In their general scope and design these books are not so much historical as didactic. The principal aim of the writer appears to be to present moral and religious truth. He does not give prominence to political occurences, as is done in Samuel and Kings, but to ecclesiastical institutions. “The genealogies, so uninteresting to most modern readers, were really an important part of the public records of the Hebrew state. They were the basis on which not only the land was distributed and held, but the public services of the temple were arranged and conducted, the Levites and their descendants alone, as is well known, being entitled and first fruits set apart for that purpose.” The “Chronicles” are an epitome of the sacred history from the days of Adam down to the return from Babylonian Exile, a period of about 3,500 years. The writer gathers up “the threads of the old national life broken by the Captivity.”
The sources whence the chronicler compiled his work were public records, registers, and genealogical tables belonging to the Jews. These are referred to in the course of the book (1 Chr. 27:24; 29:29; 2 Chr. 9:29; 12:15; 13:22; 20:34; 24:27; 26:22; 32:32; 33:18, 19; 27:7; 35:25). There are in Chronicles, and the books of Samuel and Kings, forty parallels, often verbal, proving that the writer both knew and used these records (1 Chr. 17:18; comp. 2 Sam. 7:18–20; 1 Chr. 19; comp. 2 Sam. 10, etc.).
As compared with Samuel and Kings, the Book of Chronicles omits many particulars there recorded (2 Sam. 6:20–23; 9; 11; 14–19, etc.), and includes many things peculiar to itself (1 Chr. 12; 22; 23–26; 27; 28; 29, etc.). Twenty whole chapters, and twenty-four parts of chapters, are occupied with matter not found elsewhere.
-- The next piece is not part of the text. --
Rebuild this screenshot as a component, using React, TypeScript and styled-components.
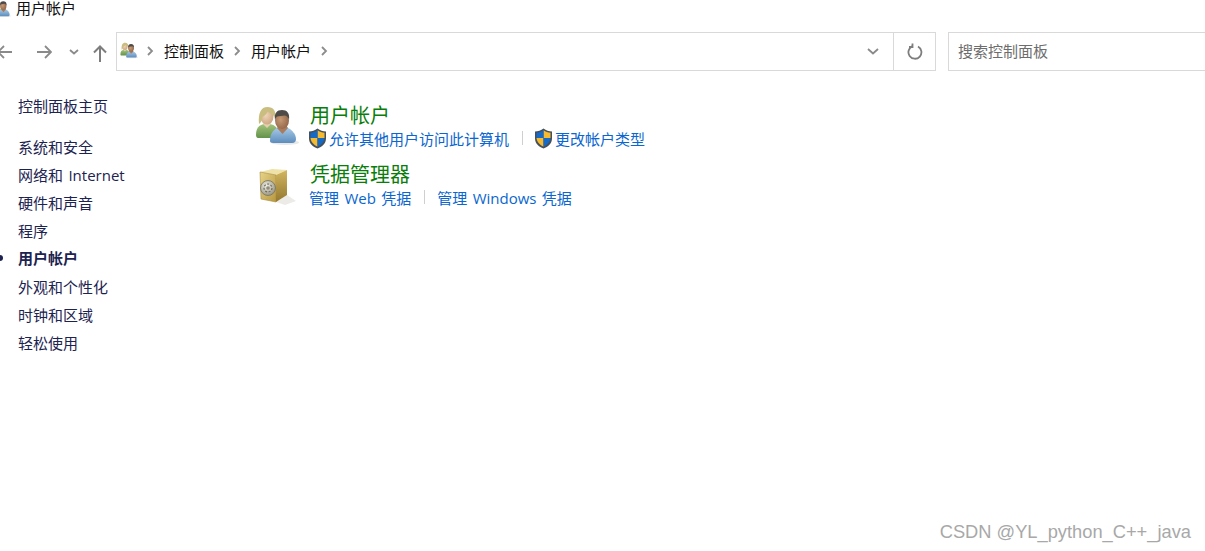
import styled, { createGlobalStyle } from "styled-components";

const navItems = ["系统和安全", "网络和 Internet", "硬件和声音", "程序", "用户帐户", "外观和个性化", "时钟和区域", "轻松使用"];

function UsersIcon({ width, id }: { width: number; id: string }) {
    return (
        <svg width={width} height={(width * 40) / 44} viewBox="0 0 44 40">
            <defs>
                <linearGradient id={`${id}-shirt`} x1="0" y1="0" x2="0" y2="1">
                    <stop offset="0" stopColor="#a3c47c" />
                    <stop offset="1" stopColor="#63924a" />
                </linearGradient>
                <linearGradient id={`${id}-blue`} x1="0" y1="0" x2="0" y2="1">
                    <stop offset="0" stopColor="#a6c8e6" />
                    <stop offset="1" stopColor="#5c8dbd" />
                </linearGradient>
                <radialGradient id={`${id}-skin`} cx="0.4" cy="0.4" r="0.7">
                    <stop offset="0" stopColor="#f0d6b8" />
                    <stop offset="1" stopColor="#c9a27e" />
                </radialGradient>
                <radialGradient id={`${id}-dark`} cx="0.4" cy="0.45" r="0.7">
                    <stop offset="0" stopColor="#c89a74" />
                    <stop offset="1" stopColor="#8a5f42" />
                </radialGradient>
            </defs>
            <path d="M1 30c0-7 3-10 8-11h6c5 1 8 4 8 8l-2 6H3c-1 0-2-1-2-3z" fill={`url(#${id}-shirt)`} />
            <path d="M8 19l4 4 4-4-1-3H9z" fill="#e6cfb0" />
            <ellipse cx="12" cy="11.500" rx="6.500" ry="8" fill={`url(#${id}-skin)`} />
            <path d="M4 19C3 8 6 2 12.500 2c6 0 8.500 4 8 10.500C18 10 15 8 12.500 6.500 11.500 10 8.500 11 7.500 12c0 3-1.500 5.500-3.500 7z" fill="#c9bd80" />
            <ellipse cx="30" cy="37.500" rx="14" ry="2.500" fill="#e8e8e8" />
            <path d="M15 36c0-7 3-11 7-13h11c4 2 8 6 8 11 0 2-1 4-4 4H18c-2 0-3-1-3-2z" fill={`url(#${id}-blue)`} />
            <path d="M22 23l5.500 6 5.500-6-2-3h-7z" fill="#a87c5c" />
            <ellipse cx="27" cy="15.500" rx="7" ry="8.500" fill={`url(#${id}-dark)`} />
            <path d="M20 15c-1-7 2-10 7-10s8 3 7 10c-1-3-2-4-4-4.500-3 .5-6 .5-8 1-1 1-1.500 2-2 3.500z" fill="#4d4a48" />
        </svg>
    );
}

function ShieldIcon() {
    return (
        <svg width="19" height="21" viewBox="0 0 19 21">
            <path d="M9.500 0.500c2.500 2 5.500 3 8.500 3v7c0 5-4 8.500-8.500 10C5 19 1 15.500 1 10.500v-7c3 0 6-1 8.500-3z" fill="#45505a" />
            <path d="M9.500 2.300c2.200 1.500 4.500 2.300 7 2.500v5.200H9.500z" fill="#f6ba30" />
            <path d="M9.500 2.300v7.700h-7V4.800c2.500-.2 4.800-1 7-2.500z" fill="#1569c7" />
            <path d="M2.500 10h7v8.500c-3.500-1.500-6.500-4.200-7-8.500z" fill="#f6ba30" />
            <path d="M9.500 10h7c-.5 4.300-3.500 7-7 8.500z" fill="#1569c7" />
        </svg>
    );
}

function SafeIcon() {
    return (
        <svg width="44" height="44" viewBox="0 0 44 44">
            <defs>
                <linearGradient id="safe-front" x1="0" y1="0" x2="1" y2="1">
                    <stop offset="0" stopColor="#e6d388" />
                    <stop offset="1" stopColor="#b8983f" />
                </linearGradient>
                <linearGradient id="safe-side" x1="0" y1="0" x2="0" y2="1">
                    <stop offset="0" stopColor="#d2b660" />
                    <stop offset="1" stopColor="#94782f" />
                </linearGradient>
                <radialGradient id="safe-dial" cx="0.4" cy="0.35" r="0.75">
                    <stop offset="0" stopColor="#efeee6" />
                    <stop offset="1" stopColor="#8d8a78" />
                </radialGradient>
            </defs>
            <path d="M21 37l11-7 9 6-11 4z" fill="#ecebe8" />
            <path d="M5 7l12-3 15 1-11 5z" fill="#efe2a6" />
            <path d="M5 7l16 3v27L6 34z" fill="url(#safe-front)" stroke="#a88c40" strokeWidth="0.600" />
            <path d="M21 10l11-5v25l-11 7z" fill="url(#safe-side)" />
            <circle cx="13" cy="23" r="7.500" fill="url(#safe-dial)" stroke="#77735f" strokeWidth="0.800" />
            <circle cx="13" cy="23" r="4" fill="none" stroke="#6f6b58" strokeWidth="1.200" strokeDasharray="2 1.500" />
            <circle cx="13" cy="23" r="1.800" fill="#8f8b78" />
        </svg>
    );
}

export default function App() {
    return (
        <Page>
            <GlobalStyle />
            <TitleBar>
                <TitleIcon>
                    <UsersIcon width={20} id="title" />
                </TitleIcon>
                <TitleText>用户帐户</TitleText>
            </TitleBar>

            <Toolbar>
                <NavButtons>
                    <BackIcon viewBox="0 0 16 16" width="16" height="16">
                        <path d="M15 8H1M7 2L1 8l6 6" />
                    </BackIcon>
                    <ForwardIcon viewBox="0 0 16 16" width="16" height="16">
                        <path d="M1 8h14M9 2l6 6-6 6" />
                    </ForwardIcon>
                    <SmallChevron viewBox="0 0 10 6" width="10" height="6">
                        <path d="M1 1l4 3.500L9 1" />
                    </SmallChevron>
                    <UpIcon viewBox="0 0 14 17" width="14" height="17">
                        <path d="M7 17V1.500M1 7.500l6-6 6 6" />
                    </UpIcon>
                </NavButtons>

                <AddressBar>
                    <Crumbs>
                        <CrumbIcon>
                            <UsersIcon width={18} id="crumb" />
                        </CrumbIcon>
                        <Chevron viewBox="0 0 7 10" width="7" height="10">
                            <path d="M1 1l4 4-4 4" />
                        </Chevron>
                        <Crumb>控制面板</Crumb>
                        <Chevron viewBox="0 0 7 10" width="7" height="10">
                            <path d="M1 1l4 4-4 4" />
                        </Chevron>
                        <Crumb>用户帐户</Crumb>
                        <Chevron viewBox="0 0 7 10" width="7" height="10">
                            <path d="M1 1l4 4-4 4" />
                        </Chevron>
                    </Crumbs>
                    <DropButton>
                        <SmallChevron viewBox="0 0 12 7" width="12" height="7">
                            <path d="M1 1l5 4.500L11 1" />
                        </SmallChevron>
                    </DropButton>
                    <RefreshButton>
                        <svg width="16" height="17" viewBox="0 0 16 17" fill="none" stroke="#7d7d7d" strokeWidth="1.800">
                            <path d="M5.500 3.200A6.500 6.500 0 1 0 11 3.500" />
                            <path d="M5.500 0.500v3.500H2" />
                        </svg>
                    </RefreshButton>
                </AddressBar>

                <SearchBox>搜索控制面板</SearchBox>
            </Toolbar>

            <Body>
                <Sidebar>
                    <HomeLink>控制面板主页</HomeLink>
                    <NavList>
                        {navItems.map((item) => (
                            <NavItem key={item} $active={item === "用户帐户"}>
                                {item}
                            </NavItem>
                        ))}
                    </NavList>
                </Sidebar>

                <Content>
                    <Section>
                        <SectionIcon $top={2}>
                            <UsersIcon width={44} id="section" />
                        </SectionIcon>
                        <div>
                            <Heading>用户帐户</Heading>
                            <Links>
                                <TaskLink>
                                    <ShieldWrap>
                                        <ShieldIcon />
                                    </ShieldWrap>
                                    允许其他用户访问此计算机
                                </TaskLink>
                                <Separator />
                                <TaskLink>
                                    <ShieldWrap>
                                        <ShieldIcon />
                                    </ShieldWrap>
                                    更改帐户类型
                                </TaskLink>
                            </Links>
                        </div>
                    </Section>
                    <Section>
                        <SectionIcon $top={3}>
                            <SafeIcon />
                        </SectionIcon>
                        <div>
                            <Heading>凭据管理器</Heading>
                            <Links>
                                <TaskLink>管理 Web 凭据</TaskLink>
                                <Separator />
                                <TaskLink>管理 Windows 凭据</TaskLink>
                            </Links>
                        </div>
                    </Section>
                </Content>
            </Body>

            <Watermark>CSDN @YL_python_C++_java</Watermark>
        </Page>
    );
}

const GlobalStyle = createGlobalStyle`
  html, body {
    margin: 0;
    padding: 0;
    background: #fff;
  }
`;

const Page = styled.div`
  position: relative;
  width: 1205px;
  height: 551px;
  overflow: hidden;
  background: #fff;
  font-family: "Open Sans", "Noto Sans CJK SC", sans-serif;
  font-size: 15px;
`;

const TitleBar = styled.div`
  display: flex;
  align-items: center;
  height: 16px;
  margin-bottom: 16px;
`;

const TitleIcon = styled.div`
  display: flex;
  margin-left: -9px;
`;

const TitleText = styled.span`
  margin-left: 5px;
  line-height: 16px;
  color: #111;
`;

const Toolbar = styled.div`
  display: flex;
  align-items: stretch;
  height: 39px;
`;

const NavButtons = styled.div`
  display: flex;
  align-items: center;
  width: 119px;
  margin-left: -3px;
  flex-shrink: 0;
`;

const BackIcon = styled.svg`
  fill: none;
  stroke: #8a8a8a;
  stroke-width: 1.800;
  margin-right: 23px;
`;

const ForwardIcon = styled(BackIcon)`
  margin-right: 17px;
`;

const SmallChevron = styled.svg`
  fill: none;
  stroke: #8a8a8a;
  stroke-width: 1.800;
`;

const UpIcon = styled.svg`
  fill: none;
  stroke: #7d7d7d;
  stroke-width: 2;
  margin-left: 14px;
  margin-top: 3px;
`;

const AddressBar = styled.div`
  display: flex;
  align-items: stretch;
  width: 820px;
  border: 1px solid #d9d9d9;
  box-sizing: border-box;
  flex-shrink: 0;
`;

const Crumbs = styled.div`
  flex: 1;
  display: flex;
  align-items: center;
  padding-left: 3px;
  padding-bottom: 2px;
`;

const CrumbIcon = styled.div`
  display: flex;
  margin-right: -1px;
`;

const Chevron = styled.svg`
  fill: none;
  stroke: #8c8c8c;
  stroke-width: 1.800;
  margin: 0 10px;
`;

const Crumb = styled.span`
  color: #111;
`;

const DropButton = styled.div`
  width: 40px;
  display: flex;
  align-items: center;
  justify-content: center;
`;

const RefreshButton = styled.div`
  width: 41px;
  display: flex;
  align-items: center;
  justify-content: center;
  border-left: 1px solid #d9d9d9;
`;

const SearchBox = styled.div`
  width: 270px;
  margin-left: 12px;
  flex-shrink: 0;
  display: flex;
  align-items: center;
  box-sizing: border-box;
  padding-left: 9px;
  padding-bottom: 2px;
  border: 1px solid #d9d9d9;
  color: #6d6d6d;
`;

const Body = styled.div`
  display: flex;
`;

const Sidebar = styled.div`
  width: 254px;
  padding-left: 18px;
  padding-top: 24px;
  box-sizing: border-box;
  flex-shrink: 0;
  color: #1c2350;
  word-spacing: 1.500px;
`;

const HomeLink = styled.div`
  line-height: 22px;
  margin-bottom: 19px;
`;

const NavList = styled.div`
  display: flex;
  flex-direction: column;
`;

const NavItem = styled.div<{ $active: boolean }>`
  position: relative;
  line-height: ${(props) => (props.$active ? 20 : 22)}px;
  height: 28px;
  font-weight: ${(props) => (props.$active ? 700 : 400)};

  ${(props) =>
    props.$active &&
    `&::before {
      content: "";
      position: absolute;
      left: -21px;
      top: 7px;
      width: 6px;
      height: 6px;
      border-radius: 50%;
      background: #1c2350;
    }`}
`;

const Content = styled.div`
  padding-top: 32px;
  display: flex;
  flex-direction: column;
  gap: 13px;
`;

const Section = styled.div`
  display: flex;
`;

const SectionIcon = styled.div<{ $top: number }>`
  width: 55px;
  margin-left: 1px;
  padding-top: ${(props) => props.$top}px;
  flex-shrink: 0;
`;

const Heading = styled.div`
  font-size: 20px;
  line-height: 26px;
  color: #0a7d0a;
`;

const Links = styled.div`
  display: flex;
  align-items: center;
  height: 22px;
  margin-top: -2px;
`;

const TaskLink = styled.span`
  display: inline-flex;
  align-items: center;
  gap: 2px;
  color: #0a66d0;
  margin-left: -1px;
  word-spacing: 1.500px;
  white-space: pre;
`;

const ShieldWrap = styled.span`
  display: flex;
  margin-left: -1px;
`;

const Separator = styled.span`
  width: 1px;
  height: 14px;
  background: #cfcfcf;
  margin: 0 13px;
`;

const Watermark = styled.div`
  position: absolute;
  right: 14px;
  bottom: 8px;
  font-family: "Liberation Sans", sans-serif;
  font-size: 18.300px;
  color: #a8a8a8;
`;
It also records many things in fuller detail, as (e.g.) the list of David’s heroes (1 Chr. 12:1–37), the removal of the ark from Kirjath-jearim to Mount Zion (1 Chr. 13; 15:2–24; 16:4–43; comp. 2 Sam. 6), Uzziah’s leprosy and its cause (2 Chr. 26:16–21; comp. 2 Kings 15:5), etc.
It has also been observed that another peculiarity of the book is that it substitutes modern and more common expressions for those that had then become unusual or obsolete. This is seen particularly in the substitution of modern names of places, such as were in use in the writer’s day, for the old names; thus Gezer (1 Chr. 20:4) is used instead of Gob (2 Sam. 21:18), etc.